* **Exercise instructions**
Every record below should be written out exactly; pictures stay out.

* **Given entries**
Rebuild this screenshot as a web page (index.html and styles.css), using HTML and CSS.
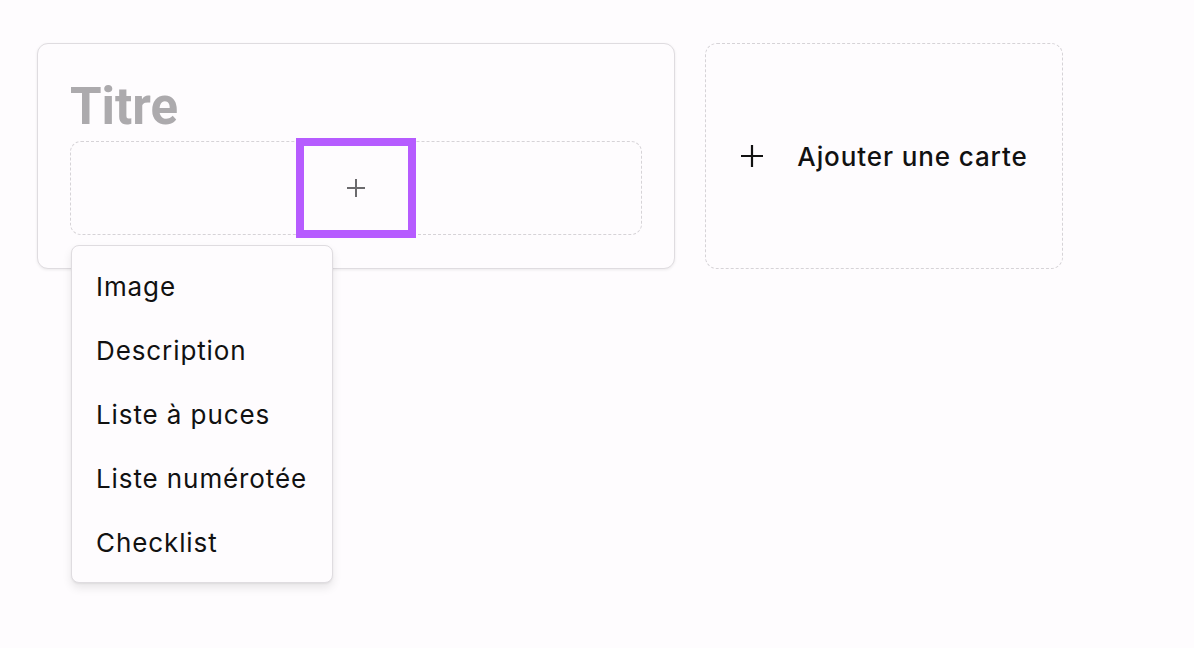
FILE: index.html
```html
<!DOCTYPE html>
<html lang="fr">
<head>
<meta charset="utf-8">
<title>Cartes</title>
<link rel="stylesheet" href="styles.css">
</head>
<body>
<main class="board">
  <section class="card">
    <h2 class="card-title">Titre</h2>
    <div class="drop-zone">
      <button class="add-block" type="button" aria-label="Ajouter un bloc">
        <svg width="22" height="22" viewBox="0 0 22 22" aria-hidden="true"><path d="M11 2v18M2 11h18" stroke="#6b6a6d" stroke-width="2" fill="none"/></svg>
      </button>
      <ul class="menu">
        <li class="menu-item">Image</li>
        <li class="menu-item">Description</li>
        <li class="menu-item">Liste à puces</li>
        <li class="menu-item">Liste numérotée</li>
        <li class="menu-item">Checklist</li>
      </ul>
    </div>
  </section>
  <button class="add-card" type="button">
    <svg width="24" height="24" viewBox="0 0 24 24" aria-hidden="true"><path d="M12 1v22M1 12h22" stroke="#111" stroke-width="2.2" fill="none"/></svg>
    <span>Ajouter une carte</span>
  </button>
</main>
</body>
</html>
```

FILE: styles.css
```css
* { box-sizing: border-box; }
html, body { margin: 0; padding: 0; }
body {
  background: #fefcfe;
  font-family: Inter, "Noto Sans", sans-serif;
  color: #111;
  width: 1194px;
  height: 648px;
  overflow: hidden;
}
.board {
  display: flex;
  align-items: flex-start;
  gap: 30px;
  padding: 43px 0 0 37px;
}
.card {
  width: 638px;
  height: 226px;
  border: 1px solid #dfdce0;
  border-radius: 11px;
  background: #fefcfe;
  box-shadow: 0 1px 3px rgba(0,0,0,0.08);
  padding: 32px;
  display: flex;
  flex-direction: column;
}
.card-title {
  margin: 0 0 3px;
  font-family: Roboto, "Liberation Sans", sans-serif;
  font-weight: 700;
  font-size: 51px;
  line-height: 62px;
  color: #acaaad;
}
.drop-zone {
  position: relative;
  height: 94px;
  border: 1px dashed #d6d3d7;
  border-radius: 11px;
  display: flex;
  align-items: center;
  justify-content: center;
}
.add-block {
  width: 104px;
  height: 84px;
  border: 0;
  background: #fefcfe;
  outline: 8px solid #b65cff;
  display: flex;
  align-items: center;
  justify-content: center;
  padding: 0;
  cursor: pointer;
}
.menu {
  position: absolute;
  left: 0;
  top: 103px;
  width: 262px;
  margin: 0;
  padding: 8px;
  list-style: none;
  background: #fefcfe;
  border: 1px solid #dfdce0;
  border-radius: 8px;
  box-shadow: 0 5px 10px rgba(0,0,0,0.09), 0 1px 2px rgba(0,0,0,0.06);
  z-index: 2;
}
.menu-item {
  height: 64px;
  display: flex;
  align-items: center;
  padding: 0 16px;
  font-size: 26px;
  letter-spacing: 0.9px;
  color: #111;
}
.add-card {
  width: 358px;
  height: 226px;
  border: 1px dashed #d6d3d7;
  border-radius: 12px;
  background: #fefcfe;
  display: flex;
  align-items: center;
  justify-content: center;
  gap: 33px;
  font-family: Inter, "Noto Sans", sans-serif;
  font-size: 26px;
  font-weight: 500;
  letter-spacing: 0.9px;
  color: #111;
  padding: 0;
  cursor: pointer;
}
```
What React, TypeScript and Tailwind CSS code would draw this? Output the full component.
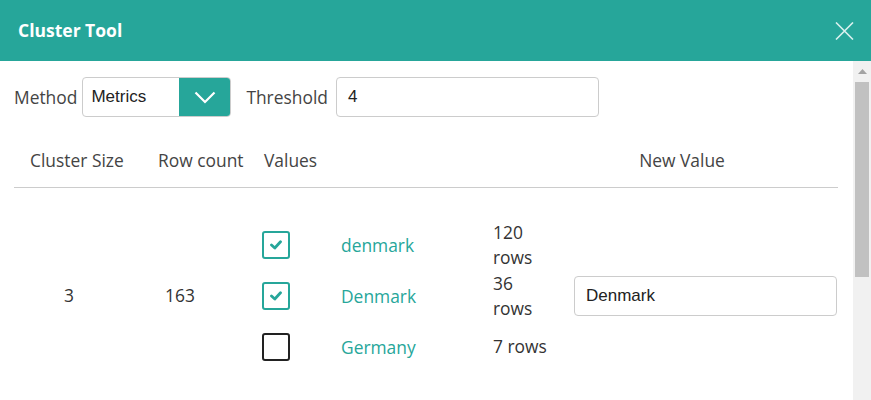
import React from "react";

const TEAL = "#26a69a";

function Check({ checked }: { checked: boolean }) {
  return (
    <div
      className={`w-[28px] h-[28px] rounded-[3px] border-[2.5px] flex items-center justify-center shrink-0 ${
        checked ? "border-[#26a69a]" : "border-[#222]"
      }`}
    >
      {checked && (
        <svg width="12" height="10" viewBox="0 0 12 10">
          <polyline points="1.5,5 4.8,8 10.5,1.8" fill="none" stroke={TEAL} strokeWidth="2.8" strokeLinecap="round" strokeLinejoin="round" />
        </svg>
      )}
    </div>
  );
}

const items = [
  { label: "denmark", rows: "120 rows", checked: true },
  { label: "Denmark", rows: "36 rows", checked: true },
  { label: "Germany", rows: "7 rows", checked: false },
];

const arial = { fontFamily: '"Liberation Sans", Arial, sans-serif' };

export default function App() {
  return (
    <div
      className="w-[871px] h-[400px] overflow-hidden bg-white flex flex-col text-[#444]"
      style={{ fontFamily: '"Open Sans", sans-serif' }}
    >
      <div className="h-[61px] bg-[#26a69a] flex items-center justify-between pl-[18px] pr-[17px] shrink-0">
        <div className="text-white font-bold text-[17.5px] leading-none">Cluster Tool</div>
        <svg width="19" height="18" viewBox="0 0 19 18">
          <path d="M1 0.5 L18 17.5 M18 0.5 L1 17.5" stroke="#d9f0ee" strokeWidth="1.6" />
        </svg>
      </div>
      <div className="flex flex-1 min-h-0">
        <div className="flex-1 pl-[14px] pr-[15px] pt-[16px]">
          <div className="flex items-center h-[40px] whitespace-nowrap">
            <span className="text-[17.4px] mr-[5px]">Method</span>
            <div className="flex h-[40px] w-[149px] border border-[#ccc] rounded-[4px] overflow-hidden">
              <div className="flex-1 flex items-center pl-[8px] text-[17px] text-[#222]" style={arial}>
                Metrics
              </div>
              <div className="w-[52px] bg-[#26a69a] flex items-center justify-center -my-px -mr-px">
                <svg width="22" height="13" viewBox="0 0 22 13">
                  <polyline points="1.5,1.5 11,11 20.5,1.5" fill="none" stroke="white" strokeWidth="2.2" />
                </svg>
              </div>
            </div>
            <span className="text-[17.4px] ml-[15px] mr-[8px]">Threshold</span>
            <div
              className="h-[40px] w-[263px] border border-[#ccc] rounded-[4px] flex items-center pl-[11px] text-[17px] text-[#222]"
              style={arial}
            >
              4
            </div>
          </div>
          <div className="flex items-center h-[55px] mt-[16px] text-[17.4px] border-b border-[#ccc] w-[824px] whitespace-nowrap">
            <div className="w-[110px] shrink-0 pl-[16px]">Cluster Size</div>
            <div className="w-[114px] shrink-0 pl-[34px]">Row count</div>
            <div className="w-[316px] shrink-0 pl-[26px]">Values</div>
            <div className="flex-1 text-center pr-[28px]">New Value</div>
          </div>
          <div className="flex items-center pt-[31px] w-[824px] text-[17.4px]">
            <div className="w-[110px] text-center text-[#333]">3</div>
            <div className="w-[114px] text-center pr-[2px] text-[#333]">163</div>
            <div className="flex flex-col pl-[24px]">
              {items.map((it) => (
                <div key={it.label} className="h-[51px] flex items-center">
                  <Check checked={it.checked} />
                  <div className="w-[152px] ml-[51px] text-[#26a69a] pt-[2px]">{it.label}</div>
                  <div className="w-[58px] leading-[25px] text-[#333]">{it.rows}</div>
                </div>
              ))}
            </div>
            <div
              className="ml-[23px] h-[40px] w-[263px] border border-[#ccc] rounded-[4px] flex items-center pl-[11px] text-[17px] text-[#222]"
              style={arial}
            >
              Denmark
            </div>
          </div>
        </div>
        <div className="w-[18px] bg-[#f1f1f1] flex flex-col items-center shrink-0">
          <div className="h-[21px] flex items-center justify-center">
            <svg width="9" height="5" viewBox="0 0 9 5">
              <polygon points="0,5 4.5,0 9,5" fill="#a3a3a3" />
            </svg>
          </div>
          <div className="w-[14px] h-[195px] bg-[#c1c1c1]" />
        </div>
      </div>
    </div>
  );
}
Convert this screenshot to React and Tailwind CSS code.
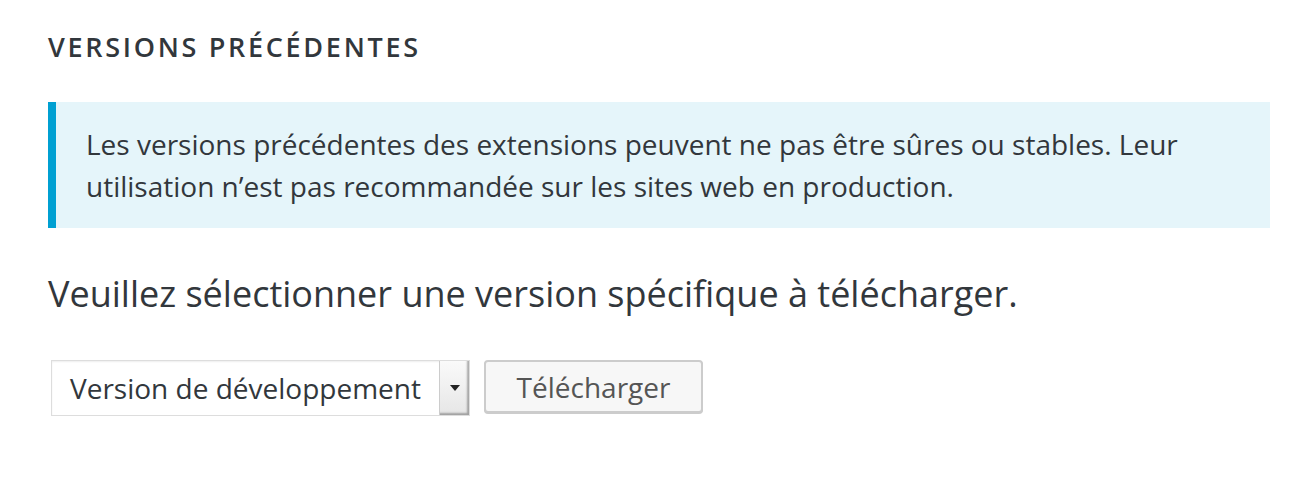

* **Full answer**
Rebuild this screenshot as a web page (index.html and styles.css), using HTML and CSS.
FILE: index.html
```html
<!DOCTYPE html>
<html lang="fr">
<head>
<meta charset="utf-8">
<title>Cartes</title>
<link rel="stylesheet" href="styles.css">
</head>
<body>
<main class="board">
  <section class="card">
    <h2 class="card-title">Titre</h2>
    <div class="drop-zone">
      <button class="add-block" type="button" aria-label="Ajouter un bloc">
        <svg width="22" height="22" viewBox="0 0 22 22" aria-hidden="true"><path d="M11 2v18M2 11h18" stroke="#6b6a6d" stroke-width="2" fill="none"/></svg>
      </button>
      <ul class="menu">
        <li class="menu-item">Image</li>
        <li class="menu-item">Description</li>
        <li class="menu-item">Liste à puces</li>
        <li class="menu-item">Liste numérotée</li>
        <li class="menu-item">Checklist</li>
      </ul>
    </div>
  </section>
  <button class="add-card" type="button">
    <svg width="24" height="24" viewBox="0 0 24 24" aria-hidden="true"><path d="M12 1v22M1 12h22" stroke="#111" stroke-width="2.2" fill="none"/></svg>
    <span>Ajouter une carte</span>
  </button>
</main>
</body>
</html>
```

FILE: styles.css
```css
* { box-sizing: border-box; }
html, body { margin: 0; padding: 0; }
body {
  background: #fefcfe;
  font-family: Inter, "Noto Sans", sans-serif;
  color: #111;
  width: 1194px;
  height: 648px;
  overflow: hidden;
}
.board {
  display: flex;
  align-items: flex-start;
  gap: 30px;
  padding: 43px 0 0 37px;
}
.card {
  width: 638px;
  height: 226px;
  border: 1px solid #dfdce0;
  border-radius: 11px;
  background: #fefcfe;
  box-shadow: 0 1px 3px rgba(0,0,0,0.08);
  padding: 32px;
  display: flex;
  flex-direction: column;
}
.card-title {
  margin: 0 0 3px;
  font-family: Roboto, "Liberation Sans", sans-serif;
  font-weight: 700;
  font-size: 51px;
  line-height: 62px;
  color: #acaaad;
}
.drop-zone {
  position: relative;
  height: 94px;
  border: 1px dashed #d6d3d7;
  border-radius: 11px;
  display: flex;
  align-items: center;
  justify-content: center;
}
.add-block {
  width: 104px;
  height: 84px;
  border: 0;
  background: #fefcfe;
  outline: 8px solid #b65cff;
  display: flex;
  align-items: center;
  justify-content: center;
  padding: 0;
  cursor: pointer;
}
.menu {
  position: absolute;
  left: 0;
  top: 103px;
  width: 262px;
  margin: 0;
  padding: 8px;
  list-style: none;
  background: #fefcfe;
  border: 1px solid #dfdce0;
  border-radius: 8px;
  box-shadow: 0 5px 10px rgba(0,0,0,0.09), 0 1px 2px rgba(0,0,0,0.06);
  z-index: 2;
}
.menu-item {
  height: 64px;
  display: flex;
  align-items: center;
  padding: 0 16px;
  font-size: 26px;
  letter-spacing: 0.9px;
  color: #111;
}
.add-card {
  width: 358px;
  height: 226px;
  border: 1px dashed #d6d3d7;
  border-radius: 12px;
  background: #fefcfe;
  display: flex;
  align-items: center;
  justify-content: center;
  gap: 33px;
  font-family: Inter, "Noto Sans", sans-serif;
  font-size: 26px;
  font-weight: 500;
  letter-spacing: 0.9px;
  color: #111;
  padding: 0;
  cursor: pointer;
}
```
What React, TypeScript and Tailwind CSS code would draw this? Output the full component.
import React from "react";

const TEAL = "#26a69a";

function Check({ checked }: { checked: boolean }) {
  return (
    <div
      className={`w-[28px] h-[28px] rounded-[3px] border-[2.5px] flex items-center justify-center shrink-0 ${
        checked ? "border-[#26a69a]" : "border-[#222]"
      }`}
    >
      {checked && (
        <svg width="12" height="10" viewBox="0 0 12 10">
          <polyline points="1.5,5 4.8,8 10.5,1.8" fill="none" stroke={TEAL} strokeWidth="2.8" strokeLinecap="round" strokeLinejoin="round" />
        </svg>
      )}
    </div>
  );
}

const items = [
  { label: "denmark", rows: "120 rows", checked: true },
  { label: "Denmark", rows: "36 rows", checked: true },
  { label: "Germany", rows: "7 rows", checked: false },
];

const arial = { fontFamily: '"Liberation Sans", Arial, sans-serif' };

export default function App() {
  return (
    <div
      className="w-[871px] h-[400px] overflow-hidden bg-white flex flex-col text-[#444]"
      style={{ fontFamily: '"Open Sans", sans-serif' }}
    >
      <div className="h-[61px] bg-[#26a69a] flex items-center justify-between pl-[18px] pr-[17px] shrink-0">
        <div className="text-white font-bold text-[17.5px] leading-none">Cluster Tool</div>
        <svg width="19" height="18" viewBox="0 0 19 18">
          <path d="M1 0.5 L18 17.5 M18 0.5 L1 17.5" stroke="#d9f0ee" strokeWidth="1.6" />
        </svg>
      </div>
      <div className="flex flex-1 min-h-0">
        <div className="flex-1 pl-[14px] pr-[15px] pt-[16px]">
          <div className="flex items-center h-[40px] whitespace-nowrap">
            <span className="text-[17.4px] mr-[5px]">Method</span>
            <div className="flex h-[40px] w-[149px] border border-[#ccc] rounded-[4px] overflow-hidden">
              <div className="flex-1 flex items-center pl-[8px] text-[17px] text-[#222]" style={arial}>
                Metrics
              </div>
              <div className="w-[52px] bg-[#26a69a] flex items-center justify-center -my-px -mr-px">
                <svg width="22" height="13" viewBox="0 0 22 13">
                  <polyline points="1.5,1.5 11,11 20.5,1.5" fill="none" stroke="white" strokeWidth="2.2" />
                </svg>
              </div>
            </div>
            <span className="text-[17.4px] ml-[15px] mr-[8px]">Threshold</span>
            <div
              className="h-[40px] w-[263px] border border-[#ccc] rounded-[4px] flex items-center pl-[11px] text-[17px] text-[#222]"
              style={arial}
            >
              4
            </div>
          </div>
          <div className="flex items-center h-[55px] mt-[16px] text-[17.4px] border-b border-[#ccc] w-[824px] whitespace-nowrap">
            <div className="w-[110px] shrink-0 pl-[16px]">Cluster Size</div>
            <div className="w-[114px] shrink-0 pl-[34px]">Row count</div>
            <div className="w-[316px] shrink-0 pl-[26px]">Values</div>
            <div className="flex-1 text-center pr-[28px]">New Value</div>
          </div>
          <div className="flex items-center pt-[31px] w-[824px] text-[17.4px]">
            <div className="w-[110px] text-center text-[#333]">3</div>
            <div className="w-[114px] text-center pr-[2px] text-[#333]">163</div>
            <div className="flex flex-col pl-[24px]">
              {items.map((it) => (
                <div key={it.label} className="h-[51px] flex items-center">
                  <Check checked={it.checked} />
                  <div className="w-[152px] ml-[51px] text-[#26a69a] pt-[2px]">{it.label}</div>
                  <div className="w-[58px] leading-[25px] text-[#333]">{it.rows}</div>
                </div>
              ))}
            </div>
            <div
              className="ml-[23px] h-[40px] w-[263px] border border-[#ccc] rounded-[4px] flex items-center pl-[11px] text-[17px] text-[#222]"
              style={arial}
            >
              Denmark
            </div>
          </div>
        </div>
        <div className="w-[18px] bg-[#f1f1f1] flex flex-col items-center shrink-0">
          <div className="h-[21px] flex items-center justify-center">
            <svg width="9" height="5" viewBox="0 0 9 5">
              <polygon points="0,5 4.5,0 9,5" fill="#a3a3a3" />
            </svg>
          </div>
          <div className="w-[14px] h-[195px] bg-[#c1c1c1]" />
        </div>
      </div>
    </div>
  );
}
Convert this screenshot to React and Tailwind CSS code.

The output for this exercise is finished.